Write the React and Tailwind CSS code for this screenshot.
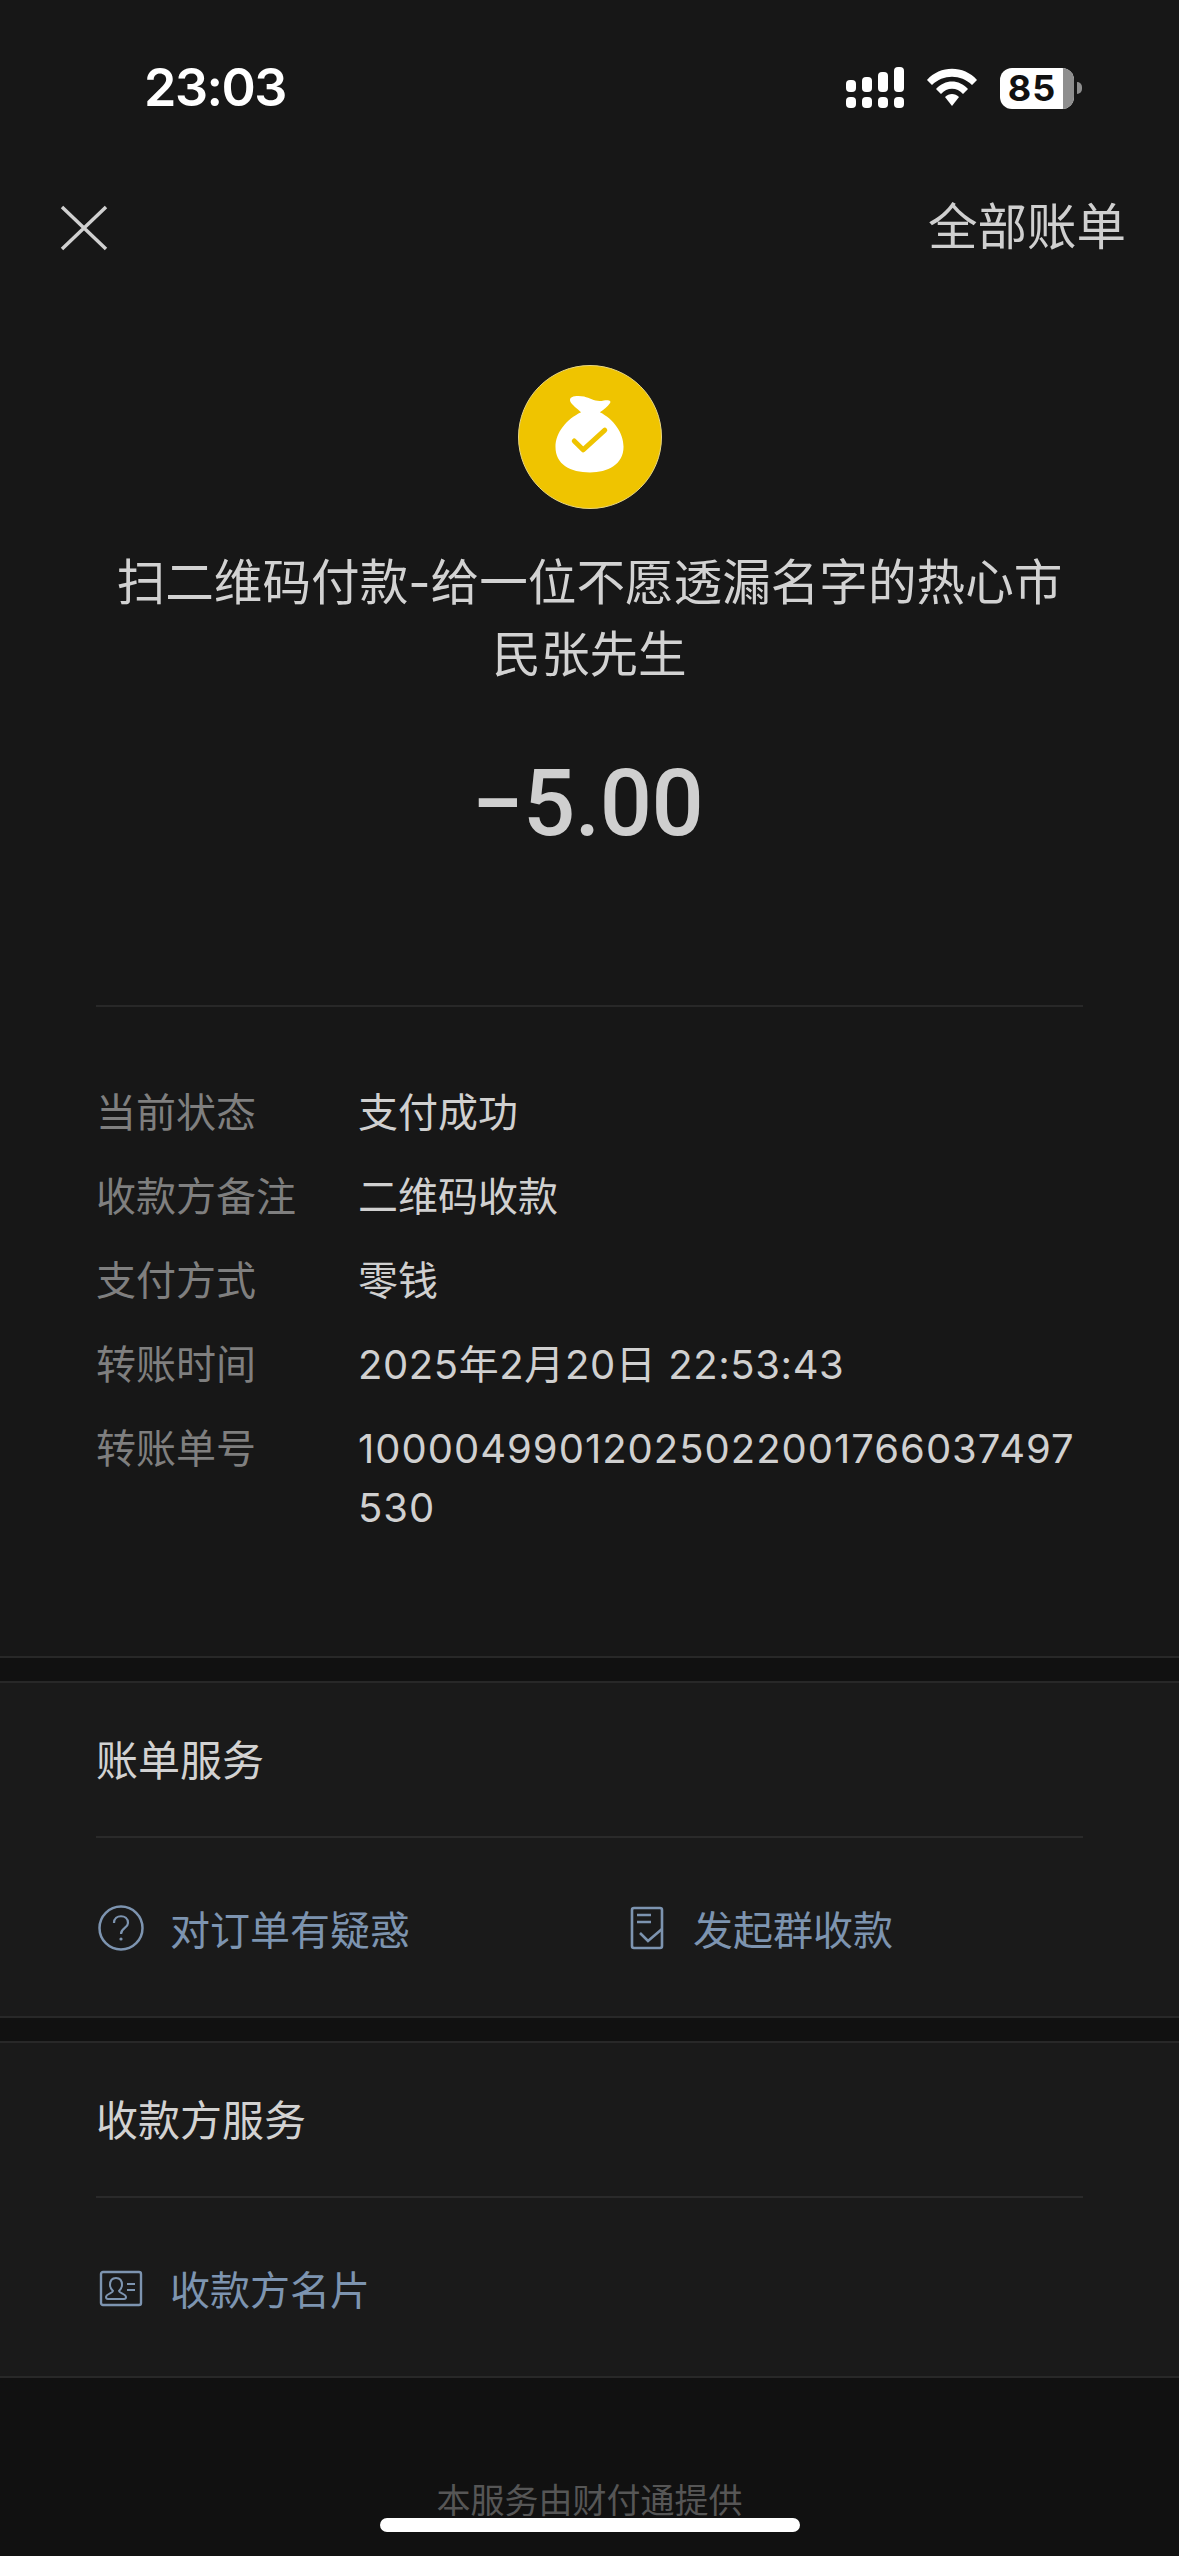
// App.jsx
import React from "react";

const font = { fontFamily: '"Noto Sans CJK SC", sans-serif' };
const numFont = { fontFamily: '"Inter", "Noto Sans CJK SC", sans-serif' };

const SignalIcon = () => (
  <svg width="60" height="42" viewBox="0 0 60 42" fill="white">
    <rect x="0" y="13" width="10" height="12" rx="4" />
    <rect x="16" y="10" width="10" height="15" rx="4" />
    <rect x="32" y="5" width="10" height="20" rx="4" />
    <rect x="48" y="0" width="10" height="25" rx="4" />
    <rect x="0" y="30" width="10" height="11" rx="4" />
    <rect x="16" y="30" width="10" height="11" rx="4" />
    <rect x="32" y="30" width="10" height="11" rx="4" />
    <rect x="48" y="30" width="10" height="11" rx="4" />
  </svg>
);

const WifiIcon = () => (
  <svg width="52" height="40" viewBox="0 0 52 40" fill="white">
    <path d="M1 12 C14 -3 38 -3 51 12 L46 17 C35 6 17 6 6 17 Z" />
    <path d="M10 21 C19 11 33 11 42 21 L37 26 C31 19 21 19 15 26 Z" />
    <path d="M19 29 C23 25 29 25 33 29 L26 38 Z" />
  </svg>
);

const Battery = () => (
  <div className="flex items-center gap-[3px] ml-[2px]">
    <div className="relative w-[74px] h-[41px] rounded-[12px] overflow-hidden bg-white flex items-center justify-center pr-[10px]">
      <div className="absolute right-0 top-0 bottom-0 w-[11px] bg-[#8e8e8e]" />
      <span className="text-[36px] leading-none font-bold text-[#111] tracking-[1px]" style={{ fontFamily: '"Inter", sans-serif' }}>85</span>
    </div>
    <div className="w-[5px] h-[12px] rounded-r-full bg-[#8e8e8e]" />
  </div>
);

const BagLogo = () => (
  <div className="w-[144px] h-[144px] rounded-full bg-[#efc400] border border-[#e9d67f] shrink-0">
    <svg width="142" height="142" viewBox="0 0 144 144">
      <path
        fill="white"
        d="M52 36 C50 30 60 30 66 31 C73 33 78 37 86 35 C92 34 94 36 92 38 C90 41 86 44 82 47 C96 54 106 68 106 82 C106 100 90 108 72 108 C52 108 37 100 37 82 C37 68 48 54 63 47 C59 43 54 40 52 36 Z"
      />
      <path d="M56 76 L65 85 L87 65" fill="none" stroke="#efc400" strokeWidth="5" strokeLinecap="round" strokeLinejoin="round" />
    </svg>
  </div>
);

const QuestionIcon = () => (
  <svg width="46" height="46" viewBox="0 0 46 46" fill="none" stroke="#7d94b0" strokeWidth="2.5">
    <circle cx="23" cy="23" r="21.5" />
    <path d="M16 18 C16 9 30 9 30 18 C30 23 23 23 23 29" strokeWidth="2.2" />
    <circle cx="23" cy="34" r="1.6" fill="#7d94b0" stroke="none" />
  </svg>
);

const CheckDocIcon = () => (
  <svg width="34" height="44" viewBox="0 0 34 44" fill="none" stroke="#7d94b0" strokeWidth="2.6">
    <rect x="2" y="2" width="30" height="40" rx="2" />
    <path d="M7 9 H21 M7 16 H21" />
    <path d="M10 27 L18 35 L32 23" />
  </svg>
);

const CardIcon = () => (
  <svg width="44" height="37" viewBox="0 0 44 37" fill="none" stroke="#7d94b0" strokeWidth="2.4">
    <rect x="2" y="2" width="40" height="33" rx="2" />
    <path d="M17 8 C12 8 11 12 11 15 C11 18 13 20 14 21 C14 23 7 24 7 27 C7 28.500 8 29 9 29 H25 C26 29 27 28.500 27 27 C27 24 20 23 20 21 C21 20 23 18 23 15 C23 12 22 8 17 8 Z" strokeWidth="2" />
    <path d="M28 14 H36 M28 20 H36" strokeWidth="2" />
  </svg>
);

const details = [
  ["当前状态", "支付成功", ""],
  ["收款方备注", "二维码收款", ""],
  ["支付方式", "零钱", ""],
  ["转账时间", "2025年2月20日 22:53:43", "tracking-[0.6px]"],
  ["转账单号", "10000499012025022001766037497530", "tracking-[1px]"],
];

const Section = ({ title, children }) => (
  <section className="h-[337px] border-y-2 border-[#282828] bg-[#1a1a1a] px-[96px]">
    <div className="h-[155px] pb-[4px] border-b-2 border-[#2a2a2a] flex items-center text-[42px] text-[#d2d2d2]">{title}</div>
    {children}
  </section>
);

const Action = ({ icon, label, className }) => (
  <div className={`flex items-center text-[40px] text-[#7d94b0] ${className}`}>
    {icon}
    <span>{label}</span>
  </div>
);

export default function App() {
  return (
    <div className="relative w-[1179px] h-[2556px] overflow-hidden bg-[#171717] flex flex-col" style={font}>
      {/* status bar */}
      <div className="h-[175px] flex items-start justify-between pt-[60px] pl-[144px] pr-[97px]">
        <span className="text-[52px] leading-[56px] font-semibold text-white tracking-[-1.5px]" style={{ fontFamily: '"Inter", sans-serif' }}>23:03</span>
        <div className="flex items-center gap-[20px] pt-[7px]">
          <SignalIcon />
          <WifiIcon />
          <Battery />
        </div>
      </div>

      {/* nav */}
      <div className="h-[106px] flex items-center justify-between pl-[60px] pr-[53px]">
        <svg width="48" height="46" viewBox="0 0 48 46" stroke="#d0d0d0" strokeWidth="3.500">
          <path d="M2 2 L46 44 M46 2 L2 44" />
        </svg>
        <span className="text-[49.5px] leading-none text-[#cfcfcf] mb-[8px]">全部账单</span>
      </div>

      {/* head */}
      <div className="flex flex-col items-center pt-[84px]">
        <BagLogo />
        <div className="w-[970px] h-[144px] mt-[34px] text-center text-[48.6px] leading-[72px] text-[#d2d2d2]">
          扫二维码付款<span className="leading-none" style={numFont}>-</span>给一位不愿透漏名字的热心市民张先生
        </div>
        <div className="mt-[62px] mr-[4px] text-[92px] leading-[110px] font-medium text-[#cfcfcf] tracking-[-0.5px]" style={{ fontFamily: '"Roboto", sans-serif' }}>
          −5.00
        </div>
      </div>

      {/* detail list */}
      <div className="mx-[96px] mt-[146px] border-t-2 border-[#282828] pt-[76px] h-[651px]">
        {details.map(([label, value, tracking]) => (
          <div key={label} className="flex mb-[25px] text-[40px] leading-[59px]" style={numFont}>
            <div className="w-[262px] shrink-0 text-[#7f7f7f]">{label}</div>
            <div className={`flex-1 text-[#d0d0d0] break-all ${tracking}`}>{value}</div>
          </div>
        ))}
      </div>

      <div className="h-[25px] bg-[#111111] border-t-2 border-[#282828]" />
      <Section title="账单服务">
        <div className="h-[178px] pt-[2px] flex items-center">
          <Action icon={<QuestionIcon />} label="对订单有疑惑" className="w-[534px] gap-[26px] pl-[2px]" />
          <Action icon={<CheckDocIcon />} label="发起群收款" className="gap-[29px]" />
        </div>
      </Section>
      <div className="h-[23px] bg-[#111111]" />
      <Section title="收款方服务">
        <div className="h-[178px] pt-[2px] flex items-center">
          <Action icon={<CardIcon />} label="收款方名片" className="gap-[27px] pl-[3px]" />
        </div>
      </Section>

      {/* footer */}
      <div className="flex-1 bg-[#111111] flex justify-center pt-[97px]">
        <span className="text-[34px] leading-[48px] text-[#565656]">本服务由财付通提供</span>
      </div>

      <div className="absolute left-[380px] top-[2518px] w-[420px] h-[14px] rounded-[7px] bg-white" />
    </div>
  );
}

--

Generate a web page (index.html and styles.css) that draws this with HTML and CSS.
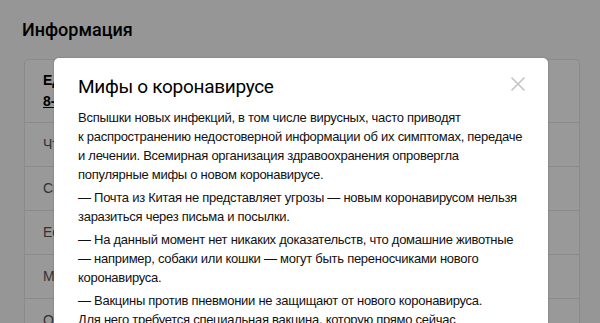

WRITTEN PROBLEM> Within the listing above, copy each line that has the string "this".

EXERCISE RESULT>
Write the React and Tailwind CSS code for this screenshot.
Generate a web page (index.html and styles.css) that draws this with HTML and CSS.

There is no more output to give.